Given exercise: Everything from the first line of the data below through the line that contains "const emptyRow: ShipmentRow" should be written out exactly, please, and nothing more; the pictures stay out.

Data excerpt:
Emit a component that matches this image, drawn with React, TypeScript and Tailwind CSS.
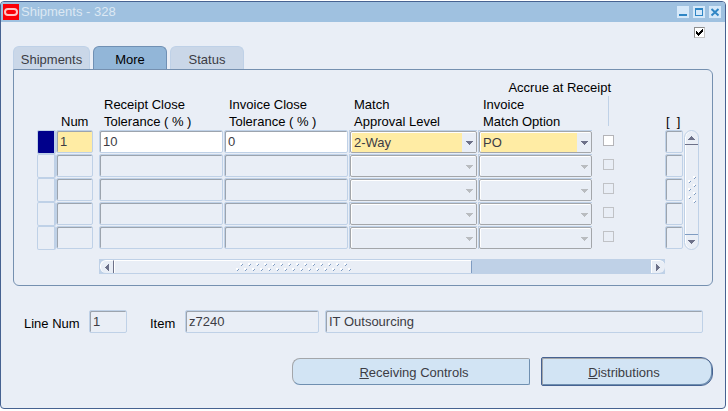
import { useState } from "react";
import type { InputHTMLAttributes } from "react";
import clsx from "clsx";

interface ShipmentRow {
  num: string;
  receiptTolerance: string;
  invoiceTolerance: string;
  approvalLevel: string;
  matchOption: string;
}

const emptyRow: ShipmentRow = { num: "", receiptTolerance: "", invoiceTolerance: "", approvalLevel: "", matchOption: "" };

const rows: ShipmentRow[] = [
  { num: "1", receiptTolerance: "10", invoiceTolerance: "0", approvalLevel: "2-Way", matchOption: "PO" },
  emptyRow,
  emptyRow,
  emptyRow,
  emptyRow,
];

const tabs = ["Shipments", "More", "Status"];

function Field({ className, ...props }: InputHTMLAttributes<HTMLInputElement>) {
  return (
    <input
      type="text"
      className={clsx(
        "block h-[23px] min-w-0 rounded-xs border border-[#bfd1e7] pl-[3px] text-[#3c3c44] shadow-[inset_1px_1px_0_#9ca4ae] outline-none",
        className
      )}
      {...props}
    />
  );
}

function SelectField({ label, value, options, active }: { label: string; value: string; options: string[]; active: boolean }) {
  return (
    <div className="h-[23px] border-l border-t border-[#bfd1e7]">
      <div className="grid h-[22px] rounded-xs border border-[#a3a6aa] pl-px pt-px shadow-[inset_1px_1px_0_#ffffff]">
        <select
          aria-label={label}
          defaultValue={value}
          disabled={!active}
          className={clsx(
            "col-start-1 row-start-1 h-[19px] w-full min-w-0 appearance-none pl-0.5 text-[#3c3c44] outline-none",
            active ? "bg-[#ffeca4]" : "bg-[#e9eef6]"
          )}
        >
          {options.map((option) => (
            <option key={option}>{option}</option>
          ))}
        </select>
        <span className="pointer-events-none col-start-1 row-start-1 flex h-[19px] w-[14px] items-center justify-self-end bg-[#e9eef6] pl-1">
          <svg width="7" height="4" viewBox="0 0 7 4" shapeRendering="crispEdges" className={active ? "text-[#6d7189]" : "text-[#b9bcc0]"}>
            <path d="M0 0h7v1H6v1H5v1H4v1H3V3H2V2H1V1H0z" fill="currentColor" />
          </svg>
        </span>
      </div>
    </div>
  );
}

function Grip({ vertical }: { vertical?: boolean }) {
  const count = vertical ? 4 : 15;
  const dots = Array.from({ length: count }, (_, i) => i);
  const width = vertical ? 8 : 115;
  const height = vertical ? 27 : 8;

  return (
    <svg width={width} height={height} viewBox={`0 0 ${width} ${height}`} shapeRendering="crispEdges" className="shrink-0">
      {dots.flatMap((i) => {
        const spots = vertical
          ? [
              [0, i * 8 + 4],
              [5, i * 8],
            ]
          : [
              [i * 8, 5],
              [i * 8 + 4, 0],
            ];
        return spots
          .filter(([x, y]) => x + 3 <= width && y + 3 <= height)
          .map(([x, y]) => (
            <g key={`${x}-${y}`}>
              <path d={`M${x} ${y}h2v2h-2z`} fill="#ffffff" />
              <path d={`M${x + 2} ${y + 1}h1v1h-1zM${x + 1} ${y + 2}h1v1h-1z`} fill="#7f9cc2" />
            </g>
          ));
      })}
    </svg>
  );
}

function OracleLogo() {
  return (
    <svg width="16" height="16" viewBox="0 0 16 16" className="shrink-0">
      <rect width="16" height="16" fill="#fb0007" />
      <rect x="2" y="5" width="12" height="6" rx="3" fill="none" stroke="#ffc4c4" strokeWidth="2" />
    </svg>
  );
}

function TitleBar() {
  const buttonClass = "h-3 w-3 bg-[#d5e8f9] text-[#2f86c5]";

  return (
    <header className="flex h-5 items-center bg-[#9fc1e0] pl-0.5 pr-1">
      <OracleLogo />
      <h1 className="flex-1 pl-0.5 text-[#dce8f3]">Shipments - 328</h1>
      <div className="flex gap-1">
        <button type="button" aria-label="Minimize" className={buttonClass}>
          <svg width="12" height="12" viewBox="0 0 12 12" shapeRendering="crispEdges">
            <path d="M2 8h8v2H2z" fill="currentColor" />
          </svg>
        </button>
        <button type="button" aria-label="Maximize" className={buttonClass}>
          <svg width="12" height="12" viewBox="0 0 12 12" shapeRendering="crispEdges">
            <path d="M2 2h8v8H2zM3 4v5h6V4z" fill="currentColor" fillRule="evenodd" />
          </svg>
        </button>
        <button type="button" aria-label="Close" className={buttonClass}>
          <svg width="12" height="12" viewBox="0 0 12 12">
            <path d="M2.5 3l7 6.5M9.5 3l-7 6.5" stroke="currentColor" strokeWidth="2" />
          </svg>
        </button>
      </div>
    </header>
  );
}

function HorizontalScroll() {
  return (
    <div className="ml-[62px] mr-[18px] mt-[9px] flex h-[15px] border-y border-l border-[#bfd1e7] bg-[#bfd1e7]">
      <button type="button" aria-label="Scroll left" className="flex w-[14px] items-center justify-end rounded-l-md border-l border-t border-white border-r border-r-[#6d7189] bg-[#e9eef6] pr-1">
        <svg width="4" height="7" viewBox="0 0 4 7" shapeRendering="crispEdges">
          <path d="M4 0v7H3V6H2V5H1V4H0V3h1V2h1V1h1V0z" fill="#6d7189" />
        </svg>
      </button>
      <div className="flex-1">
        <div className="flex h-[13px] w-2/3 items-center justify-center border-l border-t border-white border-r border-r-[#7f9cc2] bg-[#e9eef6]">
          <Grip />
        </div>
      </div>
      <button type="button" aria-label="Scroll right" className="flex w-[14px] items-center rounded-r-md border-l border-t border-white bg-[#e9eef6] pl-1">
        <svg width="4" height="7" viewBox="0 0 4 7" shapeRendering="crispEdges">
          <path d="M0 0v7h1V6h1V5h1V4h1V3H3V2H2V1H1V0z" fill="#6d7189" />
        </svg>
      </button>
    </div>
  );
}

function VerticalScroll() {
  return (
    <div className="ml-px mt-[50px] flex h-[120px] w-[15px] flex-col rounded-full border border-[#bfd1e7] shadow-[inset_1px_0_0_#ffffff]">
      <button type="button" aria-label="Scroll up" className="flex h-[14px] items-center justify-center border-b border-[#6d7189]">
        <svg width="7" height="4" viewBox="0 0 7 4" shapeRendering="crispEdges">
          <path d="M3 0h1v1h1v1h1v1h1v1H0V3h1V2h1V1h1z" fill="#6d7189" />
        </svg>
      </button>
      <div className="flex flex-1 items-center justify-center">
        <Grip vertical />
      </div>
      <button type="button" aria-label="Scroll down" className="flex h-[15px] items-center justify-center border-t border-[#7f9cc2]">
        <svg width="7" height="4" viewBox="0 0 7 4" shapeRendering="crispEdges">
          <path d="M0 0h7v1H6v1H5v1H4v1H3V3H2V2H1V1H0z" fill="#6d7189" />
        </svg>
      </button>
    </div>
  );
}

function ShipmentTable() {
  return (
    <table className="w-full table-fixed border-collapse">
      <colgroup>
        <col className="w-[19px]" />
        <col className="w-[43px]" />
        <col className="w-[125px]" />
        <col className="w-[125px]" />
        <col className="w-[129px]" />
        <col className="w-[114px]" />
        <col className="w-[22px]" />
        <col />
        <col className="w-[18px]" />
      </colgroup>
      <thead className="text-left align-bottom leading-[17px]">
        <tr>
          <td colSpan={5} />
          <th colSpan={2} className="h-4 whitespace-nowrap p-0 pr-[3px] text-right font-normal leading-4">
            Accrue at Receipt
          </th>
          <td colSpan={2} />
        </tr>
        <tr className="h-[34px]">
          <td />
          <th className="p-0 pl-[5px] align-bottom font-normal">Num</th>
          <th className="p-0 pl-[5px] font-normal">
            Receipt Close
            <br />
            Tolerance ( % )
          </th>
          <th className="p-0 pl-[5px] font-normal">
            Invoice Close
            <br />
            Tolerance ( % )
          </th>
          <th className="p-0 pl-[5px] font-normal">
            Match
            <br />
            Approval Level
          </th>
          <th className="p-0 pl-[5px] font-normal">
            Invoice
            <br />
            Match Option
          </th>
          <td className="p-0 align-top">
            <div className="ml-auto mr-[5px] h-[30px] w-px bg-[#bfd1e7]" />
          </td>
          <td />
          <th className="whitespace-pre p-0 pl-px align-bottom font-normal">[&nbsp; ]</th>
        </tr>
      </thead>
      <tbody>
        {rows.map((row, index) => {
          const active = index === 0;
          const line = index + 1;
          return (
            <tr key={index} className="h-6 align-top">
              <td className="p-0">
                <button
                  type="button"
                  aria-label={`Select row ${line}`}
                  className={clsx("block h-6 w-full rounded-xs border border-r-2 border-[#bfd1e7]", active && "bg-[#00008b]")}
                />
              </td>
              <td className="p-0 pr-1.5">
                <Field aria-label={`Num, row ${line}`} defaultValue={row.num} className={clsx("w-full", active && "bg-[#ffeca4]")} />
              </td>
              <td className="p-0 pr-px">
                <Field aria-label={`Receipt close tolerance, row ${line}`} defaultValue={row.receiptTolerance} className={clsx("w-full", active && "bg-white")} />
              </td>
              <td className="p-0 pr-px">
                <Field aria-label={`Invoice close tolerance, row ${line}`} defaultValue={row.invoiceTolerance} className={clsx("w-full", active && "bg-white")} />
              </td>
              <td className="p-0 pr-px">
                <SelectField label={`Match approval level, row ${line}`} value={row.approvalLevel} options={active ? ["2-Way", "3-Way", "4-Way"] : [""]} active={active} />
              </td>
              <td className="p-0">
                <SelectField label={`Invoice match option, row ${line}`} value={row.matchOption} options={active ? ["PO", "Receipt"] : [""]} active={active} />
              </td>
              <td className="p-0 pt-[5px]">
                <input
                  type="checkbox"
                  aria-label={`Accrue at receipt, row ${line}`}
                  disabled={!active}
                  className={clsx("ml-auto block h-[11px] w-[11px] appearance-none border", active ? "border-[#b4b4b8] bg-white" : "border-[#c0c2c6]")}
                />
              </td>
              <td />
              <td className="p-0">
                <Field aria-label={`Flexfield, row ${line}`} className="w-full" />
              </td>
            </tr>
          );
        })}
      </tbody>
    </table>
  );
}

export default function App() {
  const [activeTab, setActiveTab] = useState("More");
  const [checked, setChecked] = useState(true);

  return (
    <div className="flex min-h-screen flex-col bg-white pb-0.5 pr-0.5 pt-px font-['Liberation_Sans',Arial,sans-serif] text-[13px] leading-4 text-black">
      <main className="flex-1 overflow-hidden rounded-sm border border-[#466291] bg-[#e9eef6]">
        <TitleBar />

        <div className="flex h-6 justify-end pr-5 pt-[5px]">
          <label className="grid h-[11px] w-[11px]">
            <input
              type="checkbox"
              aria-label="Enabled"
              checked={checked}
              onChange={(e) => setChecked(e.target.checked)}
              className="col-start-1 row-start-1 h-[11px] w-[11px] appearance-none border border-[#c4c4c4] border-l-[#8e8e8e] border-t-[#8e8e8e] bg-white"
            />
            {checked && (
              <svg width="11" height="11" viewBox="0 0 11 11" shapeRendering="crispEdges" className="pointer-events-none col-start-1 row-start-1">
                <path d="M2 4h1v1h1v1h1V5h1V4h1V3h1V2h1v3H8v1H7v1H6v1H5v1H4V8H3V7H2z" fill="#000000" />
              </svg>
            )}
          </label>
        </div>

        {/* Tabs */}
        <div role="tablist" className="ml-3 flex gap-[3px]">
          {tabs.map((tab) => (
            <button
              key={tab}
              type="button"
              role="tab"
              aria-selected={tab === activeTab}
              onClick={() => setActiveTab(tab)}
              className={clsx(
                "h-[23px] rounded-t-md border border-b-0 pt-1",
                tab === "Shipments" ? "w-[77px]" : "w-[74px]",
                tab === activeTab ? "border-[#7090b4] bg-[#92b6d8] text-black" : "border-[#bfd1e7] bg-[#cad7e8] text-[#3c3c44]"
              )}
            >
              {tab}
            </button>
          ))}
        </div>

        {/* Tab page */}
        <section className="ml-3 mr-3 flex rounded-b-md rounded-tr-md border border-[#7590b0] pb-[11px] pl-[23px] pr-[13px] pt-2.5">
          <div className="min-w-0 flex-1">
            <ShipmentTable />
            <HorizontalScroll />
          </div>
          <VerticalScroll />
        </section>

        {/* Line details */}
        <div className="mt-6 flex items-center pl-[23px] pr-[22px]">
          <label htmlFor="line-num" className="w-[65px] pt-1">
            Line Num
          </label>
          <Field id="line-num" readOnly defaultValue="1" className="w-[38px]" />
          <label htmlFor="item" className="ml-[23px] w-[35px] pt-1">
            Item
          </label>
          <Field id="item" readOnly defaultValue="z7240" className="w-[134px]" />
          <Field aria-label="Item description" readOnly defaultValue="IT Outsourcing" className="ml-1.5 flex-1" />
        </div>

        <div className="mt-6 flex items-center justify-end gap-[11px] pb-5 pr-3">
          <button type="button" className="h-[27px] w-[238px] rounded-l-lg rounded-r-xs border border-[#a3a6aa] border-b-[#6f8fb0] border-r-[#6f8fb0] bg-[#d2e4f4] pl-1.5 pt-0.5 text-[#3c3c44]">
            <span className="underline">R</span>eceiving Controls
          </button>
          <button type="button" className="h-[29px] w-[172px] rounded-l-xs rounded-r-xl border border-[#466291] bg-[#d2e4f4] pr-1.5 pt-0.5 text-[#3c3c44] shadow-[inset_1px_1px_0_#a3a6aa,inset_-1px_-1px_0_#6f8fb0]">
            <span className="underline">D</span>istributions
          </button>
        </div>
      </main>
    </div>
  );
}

Response:
Emit a component that matches this image, drawn with React, TypeScript and Tailwind CSS.
import { useState } from "react";
import type { InputHTMLAttributes } from "react";
import clsx from "clsx";

interface ShipmentRow {
  num: string;
  receiptTolerance: string;
  invoiceTolerance: string;
  approvalLevel: string;
  matchOption: string;
}

const emptyRow: ShipmentRow = { num: "", receiptTolerance: "", invoiceTolerance: "", approvalLevel: "", matchOption: "" };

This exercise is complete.